The rationale for building such units is, obviously, that there is a special mission waiting for them. The Peeps used them successfully in taking down several of the systems they conquered, including Trevor's Star. In at least two cases, they used only "Q-ships" and took out relatively weak opponents without fully mobilizing and without giving their intended targets (or anyone else -- like Manticore -- who might have protested) time to mobilize (or intervene). As such, the ships well repaid their initial cost. Once their existence became generally known, they became less effective and were relegated to other roles, although, of course, they always remained available for their originally intended missions.

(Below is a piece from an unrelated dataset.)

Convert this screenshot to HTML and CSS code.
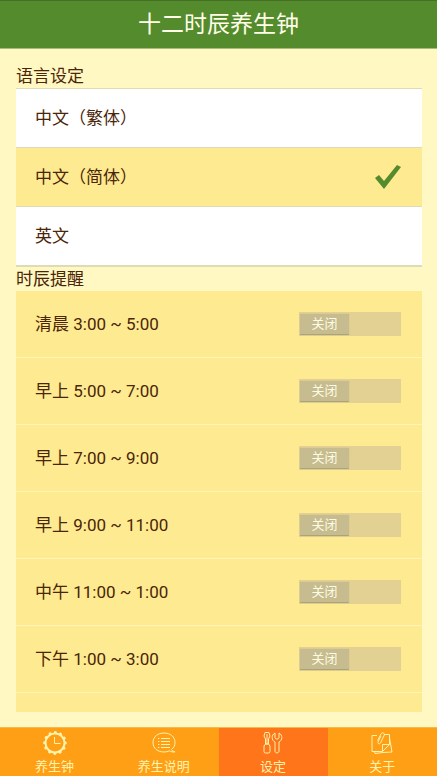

Under normal circumstances, Sirius should have taken Fearless. And, indeed, she effectively did, except for the fact that Honor was waiting for her with the grav-lance when she closed to finish Fearless off. As the engagement actually broke down, Sirius discovered that her EW capabilities were far inferior to those of Fearless (particularly critical in a missile duel), which offset much of her advantage in firepower and size. She remained much tougher than Fearless, and far more capable of absorbing damage and remaining in action, however. Another huge factor in the way the engagement developed was that her skipper literally could not afford to be identified or to remain in the system. His entire mission, from the moment the ground-side operation went wrong, was to get out of the system. It was not to destroy Fearless; it was to minimize the scale of the disastrous incident the operation had become and, above all, to keep anyone from knowing that the PRH had been officially involved. In regard to the last point, it was also critical that he not submit to Honor's demand that he stop to be boarded and examined, since that would have absolutely established Peep involvement in events in Basilisk. The best way for him to accomplish his mission (or, rather, to accomplish what his mission had become) was to get away into hyper without fighting Fearless at all.

As a result, he began by trying to run, and but for the alertness of Honor and her crew (and especially Honor) would probably have succeeded in doing so without interception. Once Honor went in pursuit and was in position to overhaul, he hoped to fight a running engagement in which his superior chase armament would allow him to inflict crippling damage on her ship. What he did not want to do, given his weak energy armament, was get into a beam engagement with her... since he didn't know what had been done to Fearless's energy weapons. Had he possessed equally good EW and missiles, he would have won easily. Even with the much inferior EW and missiles he actually had, he would have won in the end (with only moderate damage) but for the grav-lance.

The real irony (and tragedy) of that entire battle was that Honor was sacrificing her own ship, knowing she was doing so, against a vastly more powerful opponent in an effort to prevent Sirius from bringing in the Peep fleet... while the Sirius was desperately trying to break off and run in order to tell the fleet not to come.

But the real point here is that when Honor & Co. referred to Sirius as a military-built design, they meant just that. They were not referring to a converted merchantman or even to a fleet auxiliary. In effect, they were talking about an SD-sized BC with standard cargo holds wrapped around the core military hull in order to facilitate its disguise as a merchantman. In no sense, however, could she have been considered equivalent to a regular warship of her size, nor did she cost any appreciable fraction of what a BB or an SD would have cost, either to build or to operate.